西川監督は「奪われたことのない人間の脆さ」を描いてみたかった、というようなことを言っていた。「勝ち組」の弟と「負け組」の兄、と流行の言葉を使って登場人物の関係を説明していた。私は『ジョゼと虎と魚たち』という映画のことを思い出していた。要約すると足の悪い女の子を好きになった男の子が付き合ったあげく結局その子を捨ててしまうという話だ。私はいま一つラストが好きになれず(田辺聖子の原作では二人は別れには至らない)、しかし友人にこのように言われて非常に考えさせられたことがあった。「でもジョゼは別にラスト一人でも幸せそうだったよね。二人でいた時は一人じゃ何もできなかったけど一人で何でもやっていたし。自立してたっていうか。反対に恒夫は突然道端で立ち止まり泣き出したり、ジョゼのことを忘れられなさそうだった。障害者の方が強くて、健常者の方が弱い、そういうことがありうる、それをあの映画は言いたかったんじゃないのかなぁ」
私はそんな見方は全くしていなかったので非常に驚いたのだった。確かに恒夫は泣くが、一瞬泣いたからといってだからどうなのだという気がしたし、やはりジョゼから恋人が奪われてしまうことは許しがたいことのような気がしたのだ。人々の思惑とは関係なく恋愛を継続し続ける『オアシス』のコンジュのことが、あの映画の持つ寛容さ、豊かさへの賞賛が念頭にあった。

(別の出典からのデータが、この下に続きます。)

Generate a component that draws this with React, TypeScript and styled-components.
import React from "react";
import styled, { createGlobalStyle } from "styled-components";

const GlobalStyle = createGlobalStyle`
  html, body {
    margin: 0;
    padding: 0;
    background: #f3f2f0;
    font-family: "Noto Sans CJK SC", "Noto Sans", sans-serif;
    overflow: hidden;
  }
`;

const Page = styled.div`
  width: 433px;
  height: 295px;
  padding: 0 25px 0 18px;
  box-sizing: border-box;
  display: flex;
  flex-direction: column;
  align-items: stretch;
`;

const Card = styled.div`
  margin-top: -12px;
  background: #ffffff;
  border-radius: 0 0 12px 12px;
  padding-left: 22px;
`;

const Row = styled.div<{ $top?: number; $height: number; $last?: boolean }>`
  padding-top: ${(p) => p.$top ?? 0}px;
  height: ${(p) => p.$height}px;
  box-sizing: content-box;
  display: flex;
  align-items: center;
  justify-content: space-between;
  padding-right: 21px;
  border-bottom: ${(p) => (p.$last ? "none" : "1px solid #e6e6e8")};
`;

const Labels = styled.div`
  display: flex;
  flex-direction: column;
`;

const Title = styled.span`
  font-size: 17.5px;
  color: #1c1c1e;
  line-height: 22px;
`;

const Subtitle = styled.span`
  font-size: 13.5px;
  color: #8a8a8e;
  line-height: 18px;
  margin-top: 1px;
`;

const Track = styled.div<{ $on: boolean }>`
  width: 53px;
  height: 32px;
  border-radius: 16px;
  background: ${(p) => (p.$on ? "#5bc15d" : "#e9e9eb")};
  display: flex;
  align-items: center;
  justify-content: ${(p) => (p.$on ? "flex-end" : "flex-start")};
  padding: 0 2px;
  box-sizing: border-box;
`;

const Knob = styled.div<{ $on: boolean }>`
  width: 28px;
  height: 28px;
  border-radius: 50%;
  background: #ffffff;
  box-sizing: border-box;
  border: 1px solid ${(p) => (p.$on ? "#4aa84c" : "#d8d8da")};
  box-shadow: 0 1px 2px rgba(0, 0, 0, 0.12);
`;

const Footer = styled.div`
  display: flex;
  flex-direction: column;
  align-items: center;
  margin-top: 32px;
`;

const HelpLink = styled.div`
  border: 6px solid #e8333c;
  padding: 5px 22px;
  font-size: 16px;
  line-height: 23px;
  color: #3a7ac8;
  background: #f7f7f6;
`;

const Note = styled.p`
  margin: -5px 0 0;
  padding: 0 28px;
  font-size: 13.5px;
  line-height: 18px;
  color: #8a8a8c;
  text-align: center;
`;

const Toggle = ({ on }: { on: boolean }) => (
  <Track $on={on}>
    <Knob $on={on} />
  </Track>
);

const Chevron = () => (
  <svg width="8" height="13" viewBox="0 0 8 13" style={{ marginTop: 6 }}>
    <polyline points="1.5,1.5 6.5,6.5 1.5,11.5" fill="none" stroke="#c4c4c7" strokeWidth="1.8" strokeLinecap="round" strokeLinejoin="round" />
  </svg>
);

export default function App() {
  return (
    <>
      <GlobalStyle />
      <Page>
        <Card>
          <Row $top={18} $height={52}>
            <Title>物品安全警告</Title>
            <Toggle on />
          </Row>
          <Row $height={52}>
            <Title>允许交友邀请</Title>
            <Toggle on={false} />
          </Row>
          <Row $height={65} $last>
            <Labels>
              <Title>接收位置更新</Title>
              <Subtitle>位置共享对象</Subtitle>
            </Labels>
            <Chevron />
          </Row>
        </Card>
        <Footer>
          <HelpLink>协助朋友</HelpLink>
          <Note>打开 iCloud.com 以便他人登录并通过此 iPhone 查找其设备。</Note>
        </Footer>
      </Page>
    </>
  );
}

「健常者」対「障害者」、「勝ち組」対「負け組」、そんな図式はどちらにしてもどちらかといえば「健常者」が、「勝ち組」が作るものであって、その図式があることによって説話が貧しくなってしまうということは確かにあると思う。西川監督のこの映画にしても、『蛇イチゴ』以来の独特のあざとさは健在だし、オダギリジョー演じる弟が奪ってばかりの人生から改心するきっかけとなるのが昔撮った家族の映像だったというのも、ありがちすぎる。結局図式自体に何も新しいものはないのだ。しかし『ジョゼと虎と魚たち』より私がこの映画を評価するとしたら、『ジョゼ・・』ともしかしたら言いたいことは似ているのかもしれないが、結果的に言っていることは逆のような気がするからで、それは西川監督の力量によるものだと思うからだ。
私自身は奪うものは奪い、奪われるものは奪われ、それが一生変わらず人生が終わってしまう人も多数存在し、奪うものが一瞬泣いたり逡巡したりしたところで、だからどうなのだという風に思う。それが現実であり、でもだからこそ映画などというものが存在するのだろうなぁと思う。だからこそこの映画のラストのオダギリジョーと香川照之の表情はあんなにも人の心を打つのであり(館内でもすすり泣きが漏れていた)、多分優れた映画監督にしか作り出せない部類の夢であり、宝であると思う。